I think it must have been very heavy for him to be 27 and to have become a commodity. I think that weighed on him, because that wasn’t who he was. I think he would’ve flipped out if he saw people walking around with T-shirts. He wasn’t Keith Haring, who was into mass-marketing his stuff. Jean was a fine art painter, that’s how he saw himself.

YOUTH MOVEMENTS ARE THE FUTURE

DRIVER: Because the city was so dangerous, you had to be so alert to everything on the streets and you had an antenna of what was dangerous, what was behind you, what was in front of you. So you were also witnessing things all the time, you were seeing stories, you were seeing interactions between people, and now everybody is just looking at their phones, they’re not looking around them at the world, at a bigger world. But maybe we’re coming back to that.
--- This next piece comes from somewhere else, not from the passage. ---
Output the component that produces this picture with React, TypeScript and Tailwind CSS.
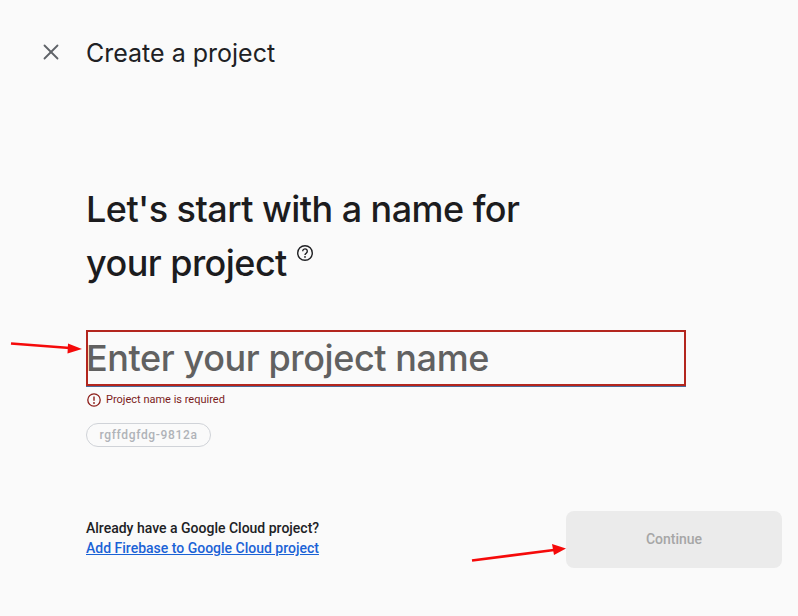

This March For Our Lives is very hopeful, and for young people realizing it’s in their power. It’s not us anymore, it’s you guys. I couldn’t stop crying when I was watching those kids in Washington. And then I remember when I was 14 and I lied to my mother, I was really against the Vietnam War, there was Rennie Davis from the Chicago Seven who was going to shut down the government and I went down to D.C. to protest. It was all high school and college kids, and we stopped the Vietnam War that way. Even going to the Women’s March was so moving, it was amazing. 

I hope this film instigates people to get their ideas out and be very proactive, and figure out how to make things they want to get out in the world. I hope it gives them a little courage that they can do it too, if they apply themselves and they want it enough and they want to get their signal out. I’m always saying, if I could have one word on my gravestone, it would be “instigator.” I want to spend my life trying to earn that, because then I would have lived a full life I think. With the film, it would be so great if it would instigate more people just trying things and failing and finding their way and not being so scared and so regimented.

BOOM FOR REAL: THE LATE TEENAGE YEARS OF JEAN-MICHEL BASQUIAT IS RELEASED IN CINEMAS MAY 11, 2018.